Portstewart is one of a number of friendly seaside towns along the coast which is popular with visitors locally as well as internationally. A perfect base from which to explore the coast it was a well-loved Victorian seaside port which has retained both its heritage and public appeal.

Known for its relaxed vibe, the town has much to offer with a spectacular beach, quaint harbour, busy promenade, North West 200 motorcycle races, championship golf courses, great restaurants, cafes, parks, ice cream parlours (locally made Morelli’s is a must, especially their knickerbocker glory) and even outdoor swimming pools and a children’s pleasure beach.

Portstewart Strand is also the start of one of the most breath-taking walks which covers a 33 mile stretch along the Causeway coast.

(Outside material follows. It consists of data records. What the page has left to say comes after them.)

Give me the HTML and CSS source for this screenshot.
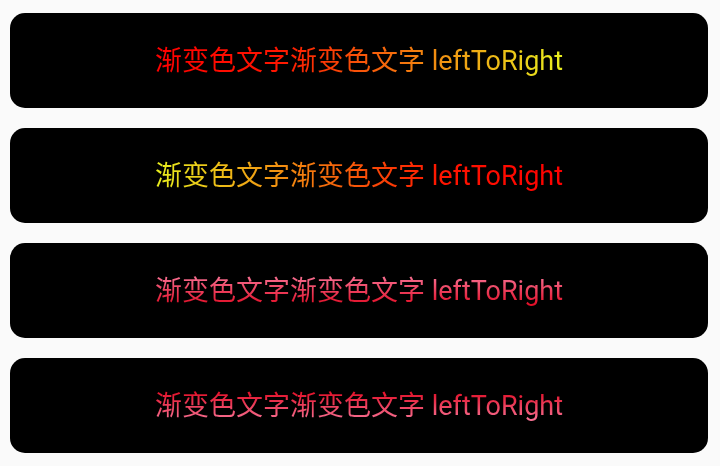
FILE: index.html
```html
<!DOCTYPE html>
<html>
<head>
<meta charset="utf-8">
<link rel="stylesheet" href="styles.css">
</head>
<body>
<div class="list">
  <div class="card"><span class="txt g1">渐变色文字渐变色文字 leftToRight</span></div>
  <div class="card"><span class="txt g2">渐变色文字渐变色文字 leftToRight</span></div>
  <div class="card"><span class="txt g3">渐变色文字渐变色文字 leftToRight</span></div>
  <div class="card"><span class="txt g4">渐变色文字渐变色文字 leftToRight</span></div>
</div>
</body>
</html>
```
FILE: styles.css
```css
html, body {
  margin: 0;
  padding: 0;
  background: #fafafa;
  width: 720px;
  height: 466px;
  overflow: hidden;
}
.list {
  display: flex;
  flex-direction: column;
  gap: 20px;
  padding: 13px 12px 0 10px;
}
.card {
  height: 95px;
  background: #000;
  border-radius: 15px;
  display: flex;
  align-items: center;
  justify-content: center;
}
.txt {
  font-family: Roboto, "Noto Sans CJK SC", sans-serif;
  font-size: 27px;
  line-height: 30px;
  color: transparent;
  -webkit-background-clip: text;
  background-clip: text;
  padding-top: 1px;
}
.g1 { background-image: linear-gradient(to right, #ff0000 0%, #ff1500 30%, #e8ef1e 100%); }
.g2 { background-image: linear-gradient(to right, #e8ef1e 0%, #ff1500 70%, #ff0000 100%); }
.g3 { background-image: linear-gradient(to bottom, #f87496, #e00a22); }
.g4 { background-image: linear-gradient(to bottom, #e00a22, #f87496); }
```
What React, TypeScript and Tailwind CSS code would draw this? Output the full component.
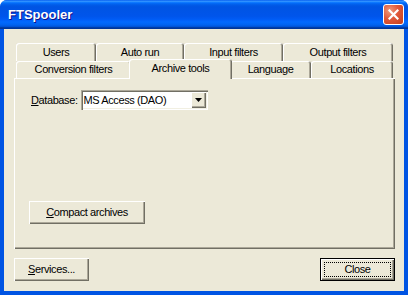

Strand Head is located on one of the town’s most enviable sites – beside Portstewart Golf Course and the sandy Portstewart Strand beach. Known as one of the most visited and pristine beaches in Northern Ireland, the Strand’s two miles of golden sands are protected by the National Trust. It is inherently beautiful, with pristine water that is perfect for swimming, surfing and fishing and what’s more, it’s only two minutes from the back of the house!

As well as straddling the beach, Strand Head is directly opposite Portstewart Golf Club, home to three links golf courses.  The outstanding championship Strand Course was the host for the 2017 Dubai Duty Free Irish Open and is open to non-members.

From the Strand you can see the 18th century Mussenden Temple standing high on the cliff edge at Castlerock.  Mussenden is one of the most photographed attractions in Ireland and a must-see during your visit.

Catching the sites of the Causeway Coast from the sea adds a whole new perspective to their beauty and you can take a short or longer cruise or charter boat from Portstewart harbour, a truly magical, not to be missed experience.


While Castlerock and Downhill Beach are waiting to be explored to the west of the town, the northeast also holds a host of dramatic locations.  Just a short drive away is the lively seaside town of Portrush with its golden beaches, amusement rides and championship golf course. Royal Portrush Golf Club is considered one of the best golf courses in the world and famously hosted the The Open Championship in 2019.

Follow the coast road past the golf course and you will be rewarded with a glimpse of the magnificent Dunluce Castle perched on the cliff edge.

Ballintoy Harbour, also a set for Game of Thrones, is one of the most picturesque harbours in the world and the perfect spot to watch the sun set over the ocean.  Look out for the Bendhu – the last house on the right driving down to the harbour. This eccentric, intriguing property is one of the most famous houses in Northern Ireland because of its unique design. Built in the early 20th century, it is a flat-roofed, cubic house with roof lights and terraces all in a strictly cubic style.

Further along the coast is Carrick-a-Rede Rope Bridge – another must-see for all visitors.  The 20-metre bridge stretches 30 metres above the rocks and links to the tiny island of Carrick-a-Rede. The Giant’s Causeway itself is nestled along the coast and features a fabulous new visitors’ centre and cafe.  Keep driving southeast and the picturesque seaside town of Ballycastle is the gateway to the stunning Glens of Antrim.

The coast is not just about natural beauty but with walking trails, cycling, surfing, sea safaris, music, arts, culture and fantastic local food, it really does have something for everyone.

Little wonder people keep coming back time and again!